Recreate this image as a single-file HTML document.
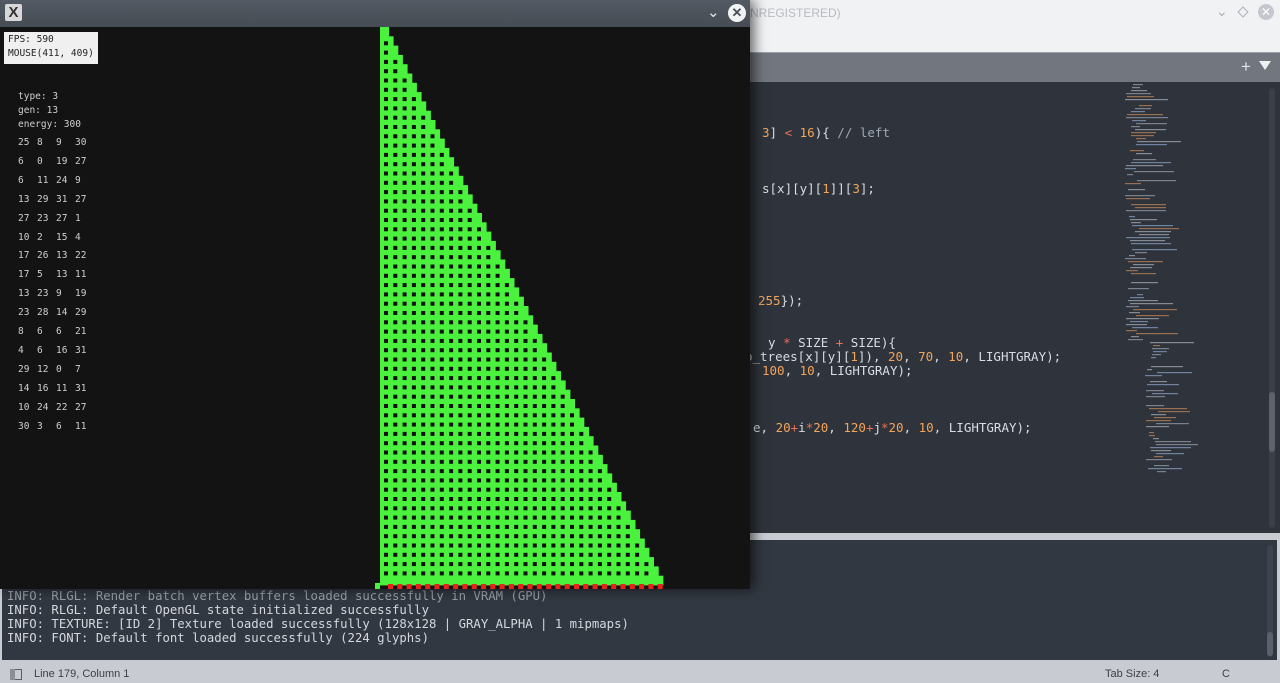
<!DOCTYPE html>
<html><head><meta charset="utf-8"><style>
*{margin:0;padding:0;box-sizing:border-box}
body{width:1280px;height:683px;overflow:hidden;background:#2f343c;position:relative;font-family:"Liberation Sans",sans-serif}
.abs{position:absolute}
.code{position:absolute;font-family:"DejaVu Sans Mono","Liberation Mono",monospace;font-size:12.5px;color:#d8dde3;white-space:pre}
.o{color:#f2a45a}.p{color:#e8725a}.c{color:#a0a8b4}
.log{position:absolute;left:7px;font-family:"DejaVu Sans Mono","Liberation Mono",monospace;font-size:12.3px;color:#d4d8de;white-space:pre}
.g{position:absolute;font-family:"DejaVu Sans Mono",monospace;font-size:9.5px;color:#cfcfcf;white-space:pre;letter-spacing:0px}
</style></head><body>
<div class="abs" style="left:750px;top:0;width:530px;height:52px;background:#f1f2f4"></div>
<div class="abs" style="left:750px;top:6px;font-size:12px;color:#b8bcc2">NREGISTERED)</div>
<div class="abs" style="left:1216px;top:3px;font-size:14px;color:#aab0b8">&#8964;</div>
<div class="abs" style="left:1239px;top:8px;width:8px;height:8px;border:1px solid #aab0b8;transform:rotate(45deg)"></div>
<div class="abs" style="left:1258px;top:4px;width:16px;height:16px;border-radius:50%;background:#c4c8ce;color:#fff;font-size:12px;line-height:16px;text-align:center">✕</div>
<div class="abs" style="left:750px;top:52px;width:530px;height:30px;background:#72767e;border-top:1px solid #9aa0a8"></div>
<div class="abs" style="left:1241px;top:57px;font-size:17px;color:#e0e3e6">+</div>
<div class="abs" style="left:1259px;top:61px;width:0;height:0;border-left:6px solid transparent;border-right:6px solid transparent;border-top:9px solid #eef0f2"></div>
<div class="code" style="left:762px;top:125px"><span class="o">3</span>] <span class="p">&lt;</span> <span class="o">16</span>){ <span class="c">// left</span></div>
<div class="code" style="left:762px;top:181px">s[x][y][<span class="o">1</span>]][<span class="o">3</span>];</div>
<div class="code" style="left:758px;top:293px"><span class="o">255</span>});</div>
<div class="code" style="left:768px;top:335px">y <span class="p">*</span> SIZE <span class="p">+</span> SIZE){</div>
<div class="code" style="left:745px;top:349px">o_trees[x][y][<span class="o">1</span>]), <span class="o">20</span>, <span class="o">70</span>, <span class="o">10</span>, LIGHTGRAY);</div>
<div class="code" style="left:762px;top:363px"><span class="o">100</span>, <span class="o">10</span>, LIGHTGRAY);</div>
<div class="code" style="left:753px;top:420px">e, <span class="o">20</span><span class="p">+</span>i<span class="p">*</span><span class="o">20</span>, <span class="o">120</span><span class="p">+</span>j<span class="p">*</span><span class="o">20</span>, <span class="o">10</span>, LIGHTGRAY);</div>
<svg id="mm" class="abs" style="left:1120px;top:82px" width="90" height="400"></svg>
<div class="abs" style="left:1269px;top:88px;width:6px;height:440px;background:#3a4049;border-radius:3px"></div>
<div class="abs" style="left:1269px;top:392px;width:6px;height:60px;background:#5c636c;border-radius:3px"></div>
<div class="abs" style="left:0;top:533px;width:1280px;height:7px;background:#c9cdd2"></div>
<div class="abs" style="left:0;top:540px;width:1280px;height:120px;background:#323841;border-left:2px solid #c9cdd2;border-right:3px solid #c9cdd2"></div>
<div class="abs" style="left:1267px;top:545px;width:6px;height:112px;background:#3d444d;border-radius:3px"></div>
<div class="abs" style="left:1267px;top:632px;width:6px;height:24px;background:#5a616a;border-radius:3px"></div>
<div class="log" style="top:589px;color:#9aa0a8">INFO: RLGL: Render batch vertex buffers loaded successfully in VRAM (GPU)</div>
<div class="log" style="top:603px">INFO: RLGL: Default OpenGL state initialized successfully</div>
<div class="log" style="top:617px">INFO: TEXTURE: [ID 2] Texture loaded successfully (128x128 | GRAY_ALPHA | 1 mipmaps)</div>
<div class="log" style="top:631px">INFO: FONT: Default font loaded successfully (224 glyphs)</div>
<div class="abs" style="left:0;top:660px;width:1280px;height:23px;background:#c8ccd2"></div>
<div class="abs" style="left:10px;top:669px;width:12px;height:11px;border:1px solid #5a5f66"></div>
<div class="abs" style="left:10px;top:669px;width:5px;height:11px;background:#8a8f96"></div>
<div class="abs" style="left:34px;top:668px;font-size:11px;color:#3c4148">Line 179, Column 1</div>
<div class="abs" style="left:1105px;top:668px;font-size:11px;color:#3c4148">Tab Size: 4</div>
<div class="abs" style="left:1222px;top:668px;font-size:11px;color:#3c4148">C</div>
<div class="abs" style="left:0;top:0;width:750px;height:589px;background:#131313;box-shadow:4px 0 12px rgba(0,0,0,.6)"></div>
<div class="abs" style="left:0;top:0;width:750px;height:27px;background:linear-gradient(#535a63,#464c54)"></div>
<div class="abs" style="left:5px;top:4px;width:17px;height:17px;background:#d8d8d8;border-radius:2px;font-size:15px;line-height:17px;text-align:center;font-weight:bold"><span style="color:#333">X</span></div>
<div class="abs" style="left:707px;top:3px;font-size:15px;color:#e6e8ea">&#8964;</div>
<div class="abs" style="left:728px;top:4px;width:18px;height:18px;border-radius:50%;background:#f2f3f4;color:#4a5058;font-size:13px;line-height:18px;text-align:center;font-weight:bold">✕</div>
<div class="abs" style="left:4px;top:32px;width:94px;height:32px;background:#f0f0f0"></div>
<div class="g" style="left:8px;top:34px;color:#222">FPS: 590</div>
<div class="g" style="left:8px;top:48px;color:#222">MOUSE(411, 409)</div>
<div class="g" style="left:18px;top:91px">type: 3</div>
<div class="g" style="left:18px;top:105px">gen: 13</div>
<div class="g" style="left:18px;top:119px">energy: 300</div>
<div id="nums"></div>
<svg id="tri" class="abs" style="left:0;top:0" width="750" height="589"></svg>
<script>
var rows=[[25,8,9,30],[6,0,19,27],[6,11,24,9],[13,29,31,27],[27,23,27,1],[10,2,15,4],[17,26,13,22],[17,5,13,11],[13,23,9,19],[23,28,14,29],[8,6,6,21],[4,6,16,31],[29,12,0,7],[14,16,11,31],[10,24,22,27],[30,3,6,11]];
var h='',xs=[18,37,56,75];
rows.forEach(function(r,i){r.forEach(function(v,j){h+='<div class="g" style="left:'+xs[j]+'px;top:'+(137+i*18.9)+'px">'+v+'</div>';});});
document.getElementById('nums').innerHTML=h;
var c=9.3,s='';
for(var r=0;r<60;r++){var y=27+r*c,re=389+r*4.65;
 s+='<rect x="380" y="'+y.toFixed(1)+'" width="'+(re-380).toFixed(1)+'" height="'+(c+0.4)+'" fill="#4af23e"/>';
 if(r>=1&&r<59){for(var k=0;;k++){var dx=384+k*c;if(dx+4>re-3)break;s+='<rect x="'+dx.toFixed(1)+'" y="'+(y+5).toFixed(1)+'" width="4" height="4" fill="#101010"/>';}}
}
s+='<rect x="375" y="583" width="5" height="6" fill="#4af23e"/>';
for(var k=0;k<30;k++){var dx=388+k*c;s+='<rect x="'+dx.toFixed(1)+'" y="584" width="5" height="5" fill="#e8231c"/>';}
document.getElementById('tri').innerHTML=s;
var m='',cols=['#9aa3ae','#c48a5a','#8aa4c8','#a8b0bb'];
var seed=7;function rnd(){seed=(seed*9301+49297)%233280;return seed/233280;}
for(var i=0;i<130;i++){var y=2+i*3;if(rnd()<0.15)continue;var ind=Math.min(40,(i>85?20:0)+Math.floor(rnd()*15));var w=5+rnd()*40;
 m+='<rect x="'+(5+ind)+'" y="'+y+'" width="'+w.toFixed(0)+'" height="1.2" fill="'+cols[Math.floor(rnd()*4)]+'" opacity="0.7"/>';}
document.getElementById('mm').innerHTML=m;
</script>
</body></html>
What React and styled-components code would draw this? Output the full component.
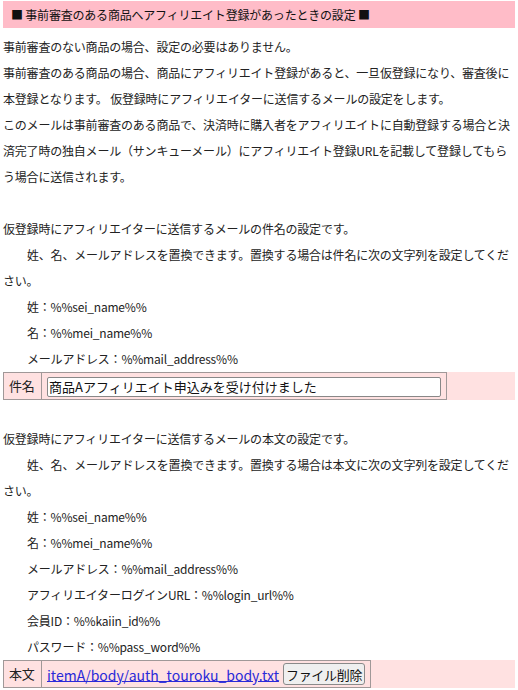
import styled, { createGlobalStyle } from "styled-components";

const GlobalStyle = createGlobalStyle`
  body {
    margin: 0;
    background: #fff;
    color: #222;
    font-family: "Noto Sans CJK JP", "Noto Sans", sans-serif;
    font-size: 12px;
  }
`;

const Page = styled.div`
  width: 512px;
  padding: 1px 3px 0 3px;
  line-height: 26px;
  letter-spacing: -0.2px;
`;

const Header = styled.div`
  background: #ffbcc8;
  padding: 0 8px;
  height: 27px;
  line-height: 27px;
  margin-bottom: 6px;
  color: #111;
`;

const Para = styled.div`
  margin: 0;
  text-indent: ${(p) => (p.$indent ? "2em" : "0")};
  padding-left: ${(p) => (p.$pad ? "24px" : "0")};
`;

const Blank = styled.div`
  height: 26px;
`;

const Band = styled.div`
  background: #ffe1e1;
  display: flex;
`;

const Table = styled.table`
  border-collapse: collapse;
  border: 1px solid #a09898;
  td {
    border: 1px solid #a09898;
    padding: 2px 5px;
    height: 20px;
    line-height: 20px;
    white-space: nowrap;
  }
`;

const Label = styled.td`
  font-size: 13px;
  width: 27px;
`;

const TextInput = styled.input`
  width: 394px;
  height: 20px;
  box-sizing: border-box;
  border: 1px solid #888;
  border-radius: 2px;
  font-family: "Noto Sans CJK JP", sans-serif;
  font-size: 13px;
  color: #111;
  padding: 0 1px;
  margin: 0;
  vertical-align: middle;
`;

const FileLink = styled.a`
  color: #2a2ad8;
  text-decoration: underline;
  font-size: 14px;
  letter-spacing: 0;
  vertical-align: middle;
`;

const DelButton = styled.button`
  margin-left: 4px;
  font-family: "Noto Sans CJK JP", sans-serif;
  font-size: 13px;
  letter-spacing: -0.3px;
  padding: 0 2px;
  height: 22px;
  border: 1px solid #8a8a8a;
  border-radius: 3px;
  background: #efefef;
  color: #111;
  vertical-align: middle;
`;

const tags1 = ["姓：%%sei_name%%", "名：%%mei_name%%", "メールアドレス：%%mail_address%%"];
const tags2 = [
  ...tags1,
  "アフィリエイターログインURL：%%login_url%%",
  "会員ID：%%kaiin_id%%",
  "パスワード：%%pass_word%%",
];

export default function App() {
  return (
    <>
      <GlobalStyle />
      <Page>
        <Header>■ 事前審査のある商品へアフィリエイト登録があったときの設定 ■</Header>
        <Para>事前審査のない商品の場合、設定の必要はありません。</Para>
        <Para>
          事前審査のある商品の場合、商品にアフィリエイト登録があると、一旦仮登録になり、審査後に本登録となります。
          仮登録時にアフィリエイターに送信するメールの設定をします。
        </Para>
        <Para>
          このメールは事前審査のある商品で、決済時に購入者をアフィリエイトに自動登録する場合と決済完了時の独自メール（サンキューメール）にアフィリエイト登録URLを記載して登録してもらう場合に送信されます。
        </Para>
        <Blank />
        <Para>仮登録時にアフィリエイターに送信するメールの件名の設定です。</Para>
        <Para $indent>
          姓、名、メールアドレスを置換できます。置換する場合は件名に次の文字列を設定してください。
        </Para>
        {tags1.map((t) => (
          <Para key={t} $pad>
            {t}
          </Para>
        ))}
        <Band>
          <Table>
            <tbody>
              <tr>
                <Label>件名</Label>
                <td>
                  <TextInput defaultValue="商品Aアフィリエイト申込みを受け付けました" />
                </td>
              </tr>
            </tbody>
          </Table>
        </Band>
        <Blank />
        <Para>仮登録時にアフィリエイターに送信するメールの本文の設定です。</Para>
        <Para $indent>
          姓、名、メールアドレスを置換できます。置換する場合は本文に次の文字列を設定してください。
        </Para>
        {tags2.map((t) => (
          <Para key={t} $pad>
            {t}
          </Para>
        ))}
        <Band>
          <Table>
            <tbody>
              <tr>
                <Label>本文</Label>
                <td>
                  <FileLink href="#">itemA/body/auth_touroku_body.txt</FileLink>
                  <DelButton>ファイル削除</DelButton>
                </td>
              </tr>
            </tbody>
          </Table>
        </Band>
      </Page>
    </>
  );
}
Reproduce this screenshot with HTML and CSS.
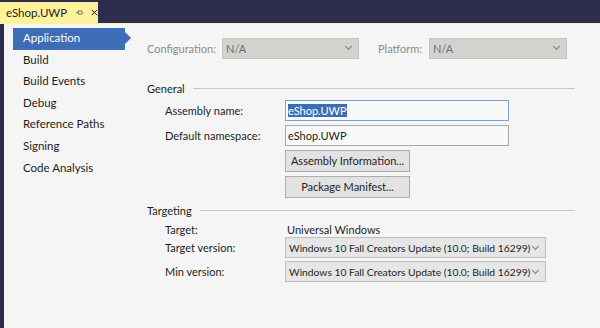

◆ ◆ ◆ ◆

Stated goal: Find each line that has the word "styled", then copy it out.

Result for this task:
What React and styled-components code would draw this? Output the full component.
import styled, { createGlobalStyle } from "styled-components";
const Page = styled.div`
const Header = styled.div`
const Para = styled.div`
const Blank = styled.div`
const Band = styled.div`
const Table = styled.table`
const Label = styled.td`
const TextInput = styled.input`
const FileLink = styled.a`
const DelButton = styled.button`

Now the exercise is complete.